Dans une configuration semblable, l’an dernier, des relèvements de marge accompagnés de ventes massives avaient finalement réduit ce nombre, le cours de l’Argent avait fortement baissé dans l’opération juste avant le dernier jour de l’échéance de demandes de livraison.

Nous sommes dans la même configuration très tendue pour ces six derniers jours. $27/once est un prix trop haut pour les Bullion Banks, et l’Open Interest est encore beaucoup trop élevé. Les Bullion banks n’ont plus le choix. Il faut désormais forcer un rythme de report d’au moins 15 000 contrats par jour d’ici la fin du mois, “quoi qu’il en coûte”! Quand on sait que ce niveau de rollup n’a pas excédé 8500 contrats dans les 3 derniers mois, on peut imaginer le niveau de volatilité que nous allons vivre d’ici le 26 février.

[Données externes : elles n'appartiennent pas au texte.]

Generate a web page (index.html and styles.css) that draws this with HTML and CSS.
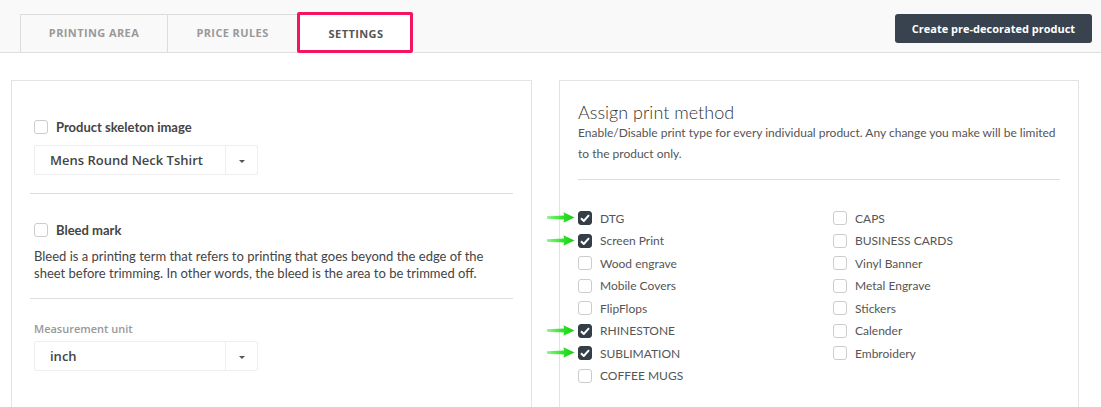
FILE: index.html
```html
<!DOCTYPE html>
<html>
    <head>
        <title>Product settings</title>
        <link rel="stylesheet" href="styles.css">
    </head>
    <body>
        <div class="topBar">
            <div class="tabs">
                <div class="tab">Printing area</div>
                <div class="tab">Price rules</div>
                <div class="tab active">Settings</div>
            </div>
            <button class="createBtn">Create pre-decorated product</button>
        </div>
        <div class="content">
            <div class="panel leftPanel">
                <div class="section firstSection">
                    <label class="checkRow bold"><span class="box"></span>Product skeleton image</label>
                    <div class="select">
                        <div class="selectValue">Mens Round Neck Tshirt</div>
                        <div class="selectArrow"><span class="caret"></span></div>
                    </div>
                </div>
                <hr>
                <div class="section bleedSection">
                    <label class="checkRow bold"><span class="box"></span>Bleed mark</label>
                    <p class="note">Bleed is a printing term that refers to printing that goes beyond the edge of the sheet before trimming. In other words, the bleed is the area to be trimmed off.</p>
                </div>
                <hr>
                <div class="section unitSection">
                    <div class="fieldLabel">Measurement unit</div>
                    <div class="select">
                        <div class="selectValue">inch</div>
                        <div class="selectArrow"><span class="caret"></span></div>
                    </div>
                </div>
            </div>
            <div class="panel rightPanel">
                <h3>Assign print method</h3>
                <p class="desc">Enable/Disable print type for every individual product. Any change you make will be limited to the product only.</p>
                <hr>
                <div class="methods">
                    <div class="column">
                        <label class="method marked"><span class="box checked"></span>DTG</label>
                        <label class="method marked"><span class="box checked"></span>Screen Print</label>
                        <label class="method"><span class="box"></span>Wood engrave</label>
                        <label class="method"><span class="box"></span>Mobile Covers</label>
                        <label class="method"><span class="box"></span>FlipFlops</label>
                        <label class="method marked"><span class="box checked"></span>RHINESTONE</label>
                        <label class="method marked"><span class="box checked"></span>SUBLIMATION</label>
                        <label class="method"><span class="box"></span>COFFEE MUGS</label>
                    </div>
                    <div class="column">
                        <label class="method"><span class="box"></span>CAPS</label>
                        <label class="method"><span class="box"></span>BUSINESS CARDS</label>
                        <label class="method"><span class="box"></span>Vinyl Banner</label>
                        <label class="method"><span class="box"></span>Metal Engrave</label>
                        <label class="method"><span class="box"></span>Stickers</label>
                        <label class="method"><span class="box"></span>Calender</label>
                        <label class="method"><span class="box"></span>Embroidery</label>
                    </div>
                </div>
            </div>
        </div>
        <script>
            // green pointer arrows next to the checked methods
            var arrow = '<svg class="arrow" width="28" height="11" viewBox="0 0 28 11"><defs><linearGradient id="g" x1="0" x2="1"><stop offset="0" stop-color="#8af585"/><stop offset="0.6" stop-color="#2ee029"/><stop offset="1" stop-color="#1ccc17"/></linearGradient></defs><path d="M0 4.3 L17 3.6 L16.5 0.3 L27.5 5.5 L16.5 10.7 L17 7.4 L0 6.7 Z" fill="url(#g)"/></svg>';
            for (let elem of document.querySelectorAll('.marked')) {
                elem.insertAdjacentHTML('afterbegin', arrow);
            }
            // check mark inside checked boxes
            var tick = '<svg width="10" height="8" viewBox="0 0 10 8"><path d="M1 4.2 L3.8 7 L9 1.2" stroke="#fff" stroke-width="2" fill="none"/></svg>';
            for (let elem of document.querySelectorAll('.checked')) {
                elem.innerHTML = tick;
            }
        </script>
    </body>
</html>
```

FILE: styles.css
```css
*{
    margin: 0;
    padding: 0;
    box-sizing: border-box;
}
body{
    font-family: Lato, "Open Sans", sans-serif;
    color: #555;
    background: #fff;
}
.topBar{
    height: 53px;
    background: #f9f9f9;
    border-bottom: 1px solid #ddd;
    display: flex;
    justify-content: space-between;
    align-items: flex-start;
    padding: 14px 9px 0 20px;
}
.tabs{
    display: flex;
    height: 38px;
    border-top: 1px solid #ddd;
    border-left: 1px solid #ddd;
}
.tab{
    font-family: "Open Sans", sans-serif;
    font-weight: 700;
    font-size: 11px;
    letter-spacing: 0.4px;
    text-transform: uppercase;
    color: #999;
    display: flex;
    align-items: center;
    justify-content: center;
    height: 37px;
    padding-bottom: 2px;
    border-right: 1px solid #ddd;
    width: 147px;
}
.tab:nth-child(2){
    width: 130px;
}
.tab.active{
    position: relative;
    width: 116px;
    background: #fff;
    color: #555;
    border-right: none;
    height: 38px;
}
.tab.active::after{
    content: "";
    position: absolute;
    left: -1px;
    right: 1px;
    top: -3px;
    bottom: 0;
    border: 3px solid #f5145f;
    border-radius: 2px;
}
.createBtn{
    font-family: "Open Sans", sans-serif;
    font-weight: 700;
    font-size: 11px;
    color: #fff;
    background: #38434f;
    border: none;
    border-radius: 3px;
    width: 197px;
    height: 29px;
}
.content{
    display: flex;
    gap: 27px;
    padding: 27px 0 0 11px;
}
.panel{
    border: 1px solid #e3e3e3;
    border-bottom: none;
    background: #fff;
    height: 330px;
}
.leftPanel{
    width: 521px;
    padding: 0 18px;
}
.rightPanel{
    width: 520px;
    padding: 0 18px;
}
hr{
    border: none;
    border-top: 1px solid #ddd;
}
.section{
    padding: 28px 4px 18px;
}
.firstSection{
    padding-top: 38px;
}
.bleedSection{
    padding-bottom: 16px;
}
.unitSection{
    padding-top: 22px;
}
.checkRow{
    display: flex;
    align-items: center;
    gap: 8px;
    font-size: 13px;
    color: #444;
    height: 16px;
}
.bold{
    font-weight: 700;
}
.box{
    width: 14px;
    height: 14px;
    border: 1px solid #ccc;
    border-radius: 3px;
    background: #fff;
    display: flex;
    align-items: center;
    justify-content: center;
    flex-shrink: 0;
}
.box.checked{
    background: #343e49;
    border-color: #343e49;
}
.select{
    margin-top: 10px;
    width: 224px;
    height: 30px;
    border: 1px solid #eee;
    border-radius: 2px;
    display: flex;
}
.selectValue{
    flex: 1;
    font-family: "Open Sans", sans-serif;
    font-weight: 600;
    font-size: 13px;
    color: #444;
    padding-left: 15px;
    display: flex;
    align-items: center;
}
.selectArrow{
    width: 32px;
    border-left: 1px solid #eee;
    display: flex;
    align-items: center;
    justify-content: center;
}
.caret{
    border-left: 3px solid transparent;
    border-right: 3px solid transparent;
    border-top: 3px solid #555;
    margin-top: 2px;
}
.note{
    margin-top: 10px;
    font-size: 13px;
    line-height: 17px;
    color: #444;
}
.fieldLabel{
    font-family: "Open Sans", sans-serif;
    font-weight: 600;
    font-size: 11px;
    line-height: 15px;
    color: #999;
}
.fieldLabel + .select{
    margin-top: 5px;
}
h3{
    font-weight: 300;
    font-size: 18px;
    color: #333;
    margin-top: 20px;
}
.desc{
    font-size: 12px;
    line-height: 21px;
    color: #555;
    margin-top: -1px;
}
.rightPanel hr{
    margin-top: 15px;
}
.methods{
    display: flex;
    padding-top: 27px;
}
.column{
    width: 255px;
    flex-shrink: 0;
    display: flex;
    flex-direction: column;
}
.column + .column{
    width: auto;
    flex: 1;
}
.method{
    position: relative;
    display: flex;
    align-items: center;
    gap: 8px;
    height: 22.5px;
    font-size: 12px;
    color: #555;
}
.arrow{
    position: absolute;
    left: -31px;
    top: 5px;
}
```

Comme le prévoit Ed Steer, l’explosion à la hausse du cours de l’argent provoquera des pertes immenses non seulement sur le marché de l’Argent mais sur l’ensemble du marché des matières premières. Si ce marché devient incontrôlable comme il l’anticipe, c’est tout le système de contrôle du prix des biens tangibles qui s’effondre, mettant fin au système fractionnaire de monnaie fiduciaire mis en place en 1971. Ce qui se passe sur l’Argent dépasse largement ce marché minuscule, ce que nous vivons en ce moment est un événement systémique historique.

Accrochez-vous! Ces graphiques vont bientôt s’enflammer!